Toward this end, I have what some would call an unconventional idea for improving American children’s reading skills; specifically, embracing the use of voice-recognition software in our nation’s classrooms. It is a solution that will take the support of the “hyper-educated” so, please, hear me out.
It is not that our schools are performing more poorly than in years gone by, but that they have never been very good at teaching kids to read. Today’s students don’t read worse than those of yesteryear, but they read no better, either. The problem is that, today, the literacy demands for a productive, self-sufficient life have increased dramatically. Both individually and collectively, both socially and economically, the future of our country depends vitally on the education of its people.
Nor is it that we haven’t tried to fix this situation. As a recent example, the goal of the federal Reading First initiative was to make sure that all children would leave the primary grades having securely learned and understood the alphabetic basics. Coming at the problem from the other direction, the Common Core State Standards Initiative is centered on ensuring guidance and practice with more sophisticated and informative texts.
Both of these initiatives are important and well-founded, but there is also a lot that must happen in between the two. For students to grapple productively with the intellectual challenges of complex texts, they must first gain the ability to read with fluency and ongoing comprehension. It is with this intermediate challenge that most of our students fall by the wayside. In view of this, this intermediate reading period is where I chose to concentrate in a report released recently on technology for developing children’s language and literacy. I wrote the report for the Joan Ganz Cooney Center at Sesame Workshop with the support of the William and Flora Hewlett Foundation.

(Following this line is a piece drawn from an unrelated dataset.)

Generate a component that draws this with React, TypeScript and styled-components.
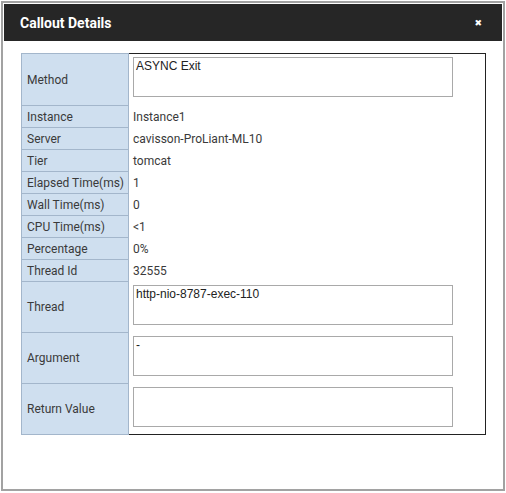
import * as React from 'react';
import styled, { createGlobalStyle } from 'styled-components';

type Row = { label: string; value: string; box?: boolean };

const rows: Row[] = [
    { label: 'Method', value: 'ASYNC Exit', box: true },
    { label: 'Instance', value: 'Instance1' },
    { label: 'Server', value: 'cavisson-ProLiant-ML10' },
    { label: 'Tier', value: 'tomcat' },
    { label: 'Elapsed Time(ms)', value: '1' },
    { label: 'Wall Time(ms)', value: '0' },
    { label: 'CPU Time(ms)', value: '<1' },
    { label: 'Percentage', value: '0%' },
    { label: 'Thread Id', value: '32555' },
    { label: 'Thread', value: 'http-nio-8787-exec-110', box: true },
    { label: 'Argument', value: '-', box: true },
    { label: 'Return Value', value: '', box: true },
];

const App = () => (
    <>
        <GlobalStyle />
        <Dialog>
            <Header>
                <Title>Callout Details</Title>
                <Close>✖</Close>
            </Header>
            <Body>
                <DetailTable>
                    <colgroup>
                        <col style={{ width: 107 }} />
                        <col />
                    </colgroup>
                    <tbody>
                        {rows.map((r, i) => (
                            <DetailRow key={r.label} tall={r.box} first={i === 0}>
                                <LabelCell>{r.label}</LabelCell>
                                <ValueCell boxed={r.box}>
                                    {r.box
                                        ? <ValueBox readOnly value={r.value} />
                                        : r.value}
                                </ValueCell>
                            </DetailRow>
                        ))}
                    </tbody>
                </DetailTable>
            </Body>
        </Dialog>
    </>
);

export default App;


/** styles below */

const GlobalStyle = createGlobalStyle`
    body {
        margin: 0;
        background: #ffffff;
        font-family: Roboto, "Liberation Sans", sans-serif;
    }
`;

const Dialog = styled.div`
    box-sizing: border-box;
    margin: 1px;
    width: 504px;
    height: 490px;
    border: 2px solid #a2a2a2;
    padding: 1px;
    background: #fff;
    display: flex;
    flex-direction: column;
`;

const Header = styled.div`
    height: 37px;
    flex-shrink: 0;
    background: #262626;
    display: flex;
    align-items: center;
    justify-content: space-between;
    padding: 0 20px 0 16px;
`;

const Title = styled.div`
    color: #fff;
    font-size: 14px;
    font-weight: 700;
`;

const Close = styled.div`
    color: #fff;
    font-size: 9px;
    font-family: "DejaVu Sans", sans-serif;
`;

const Body = styled.div`
    padding: 12px 0 0 17px;
`;

const DetailTable = styled.table`
    border-collapse: collapse;
    table-layout: fixed;
    border: 1px solid #222;
    width: 465px;
    font-size: 12px;
    color: #3a3a3a;
`;

const DetailRow = styled.tr<{ tall?: boolean; first?: boolean }>`
    height: ${p => (p.tall ? (p.first ? 52 : 51) : 22)}px;
`;

const LabelCell = styled.td`
    padding: 0 5px;
    background: #cfdfef;
    border: 1px solid #a3b6cb;
    white-space: nowrap;
    overflow: hidden;
`;

const ValueCell = styled.td<{ boxed?: boolean }>`
    padding: ${p => (p.boxed ? '3px 4px 0' : '0 4px')};
    vertical-align: ${p => (p.boxed ? 'top' : 'middle')};
`;

const ValueBox = styled.textarea`
    display: block;
    box-sizing: border-box;
    width: 320px;
    height: 40px;
    margin: 0;
    padding: 1px 2px;
    border: 1px solid #a9a9a9;
    resize: none;
    outline: none;
    font-family: "Liberation Sans", Arial, sans-serif;
    font-size: 12px;
    color: #222;
`;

To most, it is obvious that learning to recognize printed words involves skills and practice specific to the written domain. Yet, this is equally true of the vocabulary, grammar, background knowledge, and modes of thought that characterize text. On every dimension, the comprehension requirements of written language are more demanding, less forgiving, and in many ways qualitatively different from those that characterize oral-language situations. And two overarching factors make this situation still tougher: The first is that, because the knowledge and skills required for reading and understanding written language are specific to written language, their acquisition can come about only through experience in reading and understanding written language. The second is that what has not been understood cannot be learned.
It follows that unless and until children can read and understand texts on their own, they need support and instruction to help them through the task. The obvious reason for providing such help is so students gain from the text at hand. The more important reason is so they will be better able to manage the next text on their own.
As I argue in the report, the real crux of the reading problem lies not with the teachers, the parents, the students, television, the Web, or any of the usual culprits to which blame is often passed. The problem instead is that the individual support required for helping children learn to read is way beyond the capacity of the traditional classroom. Children learn remarkably quickly given the opportunity, but again, one cannot learn what one does not understand. No matter how she tries, the classroom teacher cannot give each of her 20 or so students the individual support on which learning to read depends.
With this issue in mind, the specific recommendation in the report is that our country get serious about developing speech-recognition-based reading software for our schools. This is not a pie-in-the-sky proposal. Today, people around the world, using dozens of languages, depend on automatic speech recognition for telephone call-routing and directory assistance. It is widely employed in dictation and information capture in the defense, heath-care, and legal sectors. It is used for captioning live television so we can watch our favorite games in noisy sports bars, and by unnamed agencies for transcribing suspicious communications. It is used by people to talk to their computers and mobile devices, for example, while browsing the Web, creating voice commands, and managing their bookmarks. People use automatic speech recognition to issue commands to their cell phones and, in reverse, to ask their cell phones to transcribe their voice mail and send written copies to their email. They also use it to talk to their TVs, their music players, their cars, and their navigation systems. And, of course, speech recognition is very hot in the gaming industry.
In other words, automatic speech recognition is a technology that is mature and even commonplace in industry after industry, with the salient exception of where it is needed most: education. Whatever the economic or social value of the applications mentioned above, most pale in comparison to the potential of speech recognition as it could and should be used to help people learn to read and read to learn.
Given “ears,” the computer can listen to students as they read, offering help or prompting further thought at just the right moments, while making records of their progress and difficulties in the background. Such technology, in other words, could provide the individualized, one-on-one, interactive support and guidance on which becoming a reader so integrally depends.
In their potential for providing ample, affordable, effective reading support to every child, I believe that speech recognition-based reading applications should be a priority. Were we to redirect just a fraction of the time, genius, and creativity now devoted to developing ever more seductive ways for us to play games, to watch unwelcome ads, and otherwise to waste our time with our mobile devices and computers, we could do this. But until we somehow convince the hyper-educated to support such innovation, it will not happen.